An Eglish Pioneer, John McGleenan, has reportedly smashed his lenten promise in style and is currently ‘worse than ever’ at the cursing, according to his son who has decided to move to Cappagh. McGleenan had lasted over a week without a bad word emanating from his mouth until he heard the result from the Ulster Senior League match between his beloved Eglish and Magherafelt. A former reserve player and waterboy from 1986-1999, ‘Feckin’ John, as he’s called in the area, is a passionate and ardent St Patrick’s supporter but had recently been told to stop his match-going following a high blood pressure reading last month. Enda McGleenan, his 26-year old son and playing member of the senior team, knew his father’s lenten vow of a period of 40-days without cursing was about to end when he got home after the game.

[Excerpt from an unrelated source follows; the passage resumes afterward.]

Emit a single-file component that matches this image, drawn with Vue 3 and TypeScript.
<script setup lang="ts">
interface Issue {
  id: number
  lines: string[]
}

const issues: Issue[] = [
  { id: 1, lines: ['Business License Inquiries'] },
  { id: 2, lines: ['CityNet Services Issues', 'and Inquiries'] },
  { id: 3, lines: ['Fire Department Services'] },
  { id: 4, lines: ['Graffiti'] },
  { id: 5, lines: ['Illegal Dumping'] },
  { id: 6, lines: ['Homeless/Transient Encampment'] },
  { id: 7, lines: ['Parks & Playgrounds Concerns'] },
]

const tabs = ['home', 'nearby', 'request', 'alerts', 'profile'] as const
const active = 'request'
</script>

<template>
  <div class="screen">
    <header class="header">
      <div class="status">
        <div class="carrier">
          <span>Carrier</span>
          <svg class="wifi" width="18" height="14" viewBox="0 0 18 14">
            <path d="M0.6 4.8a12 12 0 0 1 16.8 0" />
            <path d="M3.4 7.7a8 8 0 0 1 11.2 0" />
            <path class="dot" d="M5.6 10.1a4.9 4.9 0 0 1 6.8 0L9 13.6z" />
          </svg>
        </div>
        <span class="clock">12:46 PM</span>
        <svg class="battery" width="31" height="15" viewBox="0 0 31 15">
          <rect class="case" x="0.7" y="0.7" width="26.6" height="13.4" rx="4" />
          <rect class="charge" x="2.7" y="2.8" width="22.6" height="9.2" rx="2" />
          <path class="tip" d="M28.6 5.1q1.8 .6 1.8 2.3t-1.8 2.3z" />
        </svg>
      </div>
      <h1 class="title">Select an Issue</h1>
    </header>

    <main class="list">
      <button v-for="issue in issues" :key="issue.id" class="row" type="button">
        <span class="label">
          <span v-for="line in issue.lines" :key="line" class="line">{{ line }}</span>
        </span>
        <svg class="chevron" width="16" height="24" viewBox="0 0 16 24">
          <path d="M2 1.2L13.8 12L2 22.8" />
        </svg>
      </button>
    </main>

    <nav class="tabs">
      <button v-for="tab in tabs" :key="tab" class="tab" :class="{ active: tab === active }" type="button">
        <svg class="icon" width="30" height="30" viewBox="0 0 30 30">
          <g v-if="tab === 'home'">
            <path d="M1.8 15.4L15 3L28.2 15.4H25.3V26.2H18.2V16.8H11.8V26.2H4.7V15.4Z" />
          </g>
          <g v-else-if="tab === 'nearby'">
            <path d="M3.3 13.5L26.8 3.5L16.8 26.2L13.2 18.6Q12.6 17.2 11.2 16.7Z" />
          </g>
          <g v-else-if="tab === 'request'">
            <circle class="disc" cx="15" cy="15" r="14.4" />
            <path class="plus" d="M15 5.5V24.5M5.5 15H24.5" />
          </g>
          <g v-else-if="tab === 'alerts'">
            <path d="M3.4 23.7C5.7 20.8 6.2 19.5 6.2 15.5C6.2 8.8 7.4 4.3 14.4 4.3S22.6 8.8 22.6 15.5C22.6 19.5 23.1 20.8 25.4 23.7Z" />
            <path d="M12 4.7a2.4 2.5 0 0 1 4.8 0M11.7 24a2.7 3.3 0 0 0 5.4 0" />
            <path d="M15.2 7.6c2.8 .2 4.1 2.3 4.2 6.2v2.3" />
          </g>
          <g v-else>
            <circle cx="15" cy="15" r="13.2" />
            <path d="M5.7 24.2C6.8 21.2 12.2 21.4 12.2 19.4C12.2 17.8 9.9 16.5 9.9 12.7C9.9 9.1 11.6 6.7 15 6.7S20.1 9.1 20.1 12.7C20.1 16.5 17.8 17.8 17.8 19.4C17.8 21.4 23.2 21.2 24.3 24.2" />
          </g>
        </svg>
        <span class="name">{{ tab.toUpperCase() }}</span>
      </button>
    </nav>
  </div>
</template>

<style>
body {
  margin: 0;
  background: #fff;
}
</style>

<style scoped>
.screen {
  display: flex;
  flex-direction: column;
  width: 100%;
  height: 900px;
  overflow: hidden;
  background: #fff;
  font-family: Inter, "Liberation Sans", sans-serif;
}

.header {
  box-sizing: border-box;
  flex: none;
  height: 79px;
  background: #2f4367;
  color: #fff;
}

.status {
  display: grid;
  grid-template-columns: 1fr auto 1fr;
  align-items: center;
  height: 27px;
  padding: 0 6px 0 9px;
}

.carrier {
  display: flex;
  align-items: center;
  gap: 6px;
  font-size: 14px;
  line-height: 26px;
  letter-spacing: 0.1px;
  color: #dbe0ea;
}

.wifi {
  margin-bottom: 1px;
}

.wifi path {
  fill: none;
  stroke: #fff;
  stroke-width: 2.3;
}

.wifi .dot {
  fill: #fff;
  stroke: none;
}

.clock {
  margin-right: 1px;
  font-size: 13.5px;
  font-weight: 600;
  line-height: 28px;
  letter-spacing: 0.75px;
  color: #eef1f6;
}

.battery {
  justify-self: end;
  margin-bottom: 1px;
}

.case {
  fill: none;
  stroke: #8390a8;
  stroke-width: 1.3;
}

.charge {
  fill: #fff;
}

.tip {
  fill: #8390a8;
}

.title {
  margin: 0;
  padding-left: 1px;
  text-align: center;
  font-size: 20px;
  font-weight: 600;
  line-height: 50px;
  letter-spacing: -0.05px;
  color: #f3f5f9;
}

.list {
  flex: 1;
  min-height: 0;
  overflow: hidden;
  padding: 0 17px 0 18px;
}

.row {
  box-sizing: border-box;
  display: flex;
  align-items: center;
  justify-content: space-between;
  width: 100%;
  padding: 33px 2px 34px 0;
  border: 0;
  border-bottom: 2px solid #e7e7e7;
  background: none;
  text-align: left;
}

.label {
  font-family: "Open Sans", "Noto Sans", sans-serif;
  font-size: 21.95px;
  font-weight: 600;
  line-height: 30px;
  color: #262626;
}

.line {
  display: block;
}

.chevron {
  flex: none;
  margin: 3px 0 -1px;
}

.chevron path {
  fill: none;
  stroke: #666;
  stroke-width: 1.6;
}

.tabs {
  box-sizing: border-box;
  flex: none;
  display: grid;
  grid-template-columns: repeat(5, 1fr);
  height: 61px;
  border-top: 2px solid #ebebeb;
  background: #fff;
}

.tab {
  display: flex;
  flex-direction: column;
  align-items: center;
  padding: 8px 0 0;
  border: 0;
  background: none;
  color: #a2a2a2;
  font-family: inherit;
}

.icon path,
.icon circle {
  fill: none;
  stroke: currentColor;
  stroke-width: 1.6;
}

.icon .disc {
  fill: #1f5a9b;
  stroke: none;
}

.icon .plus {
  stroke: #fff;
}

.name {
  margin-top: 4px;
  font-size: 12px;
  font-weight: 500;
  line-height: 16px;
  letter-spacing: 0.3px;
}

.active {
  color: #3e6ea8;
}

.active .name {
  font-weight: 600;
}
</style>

“Ah as soon as the final whistle went I knew it was all over. In normal circumstances a draw in a friendly game with Magherafelt would be seen as acceptable progress, but not when my da’s concerned. He loses the bap completely if we don’t win. Last year we lost to Derrytresk and he locked me in the attic for five hours and burned down the outhouse. We thought the lent cursing thing would help him to curb his temper but it was simply a simmering volcano waiting to explode. 10 days of abstinence erupted yesterday. I muttered “9-all draw” when he asked. He simply set down his knife and fork and walked out to the yard. The next thing I saw was the dog yelping and hurtling through the spring Eglish sky, followed by a string of expletives I’d never even heard of. What is a ‘bollocksing shower of a hoor of a Derry bollocks’ anyway? Made no sense”
Reports suggest that McGleenan went on a rampage for the rest of the day, cursing vehemently at any passers-by regarding land, horse-meat, the Brits, Free-Staters, Europeans, the weather and spuds. 93-year-old Maisie Gildernew near fainted after hearing rude words she’d last come across when the Yank soldiers stopped off at the Brantry in 1942.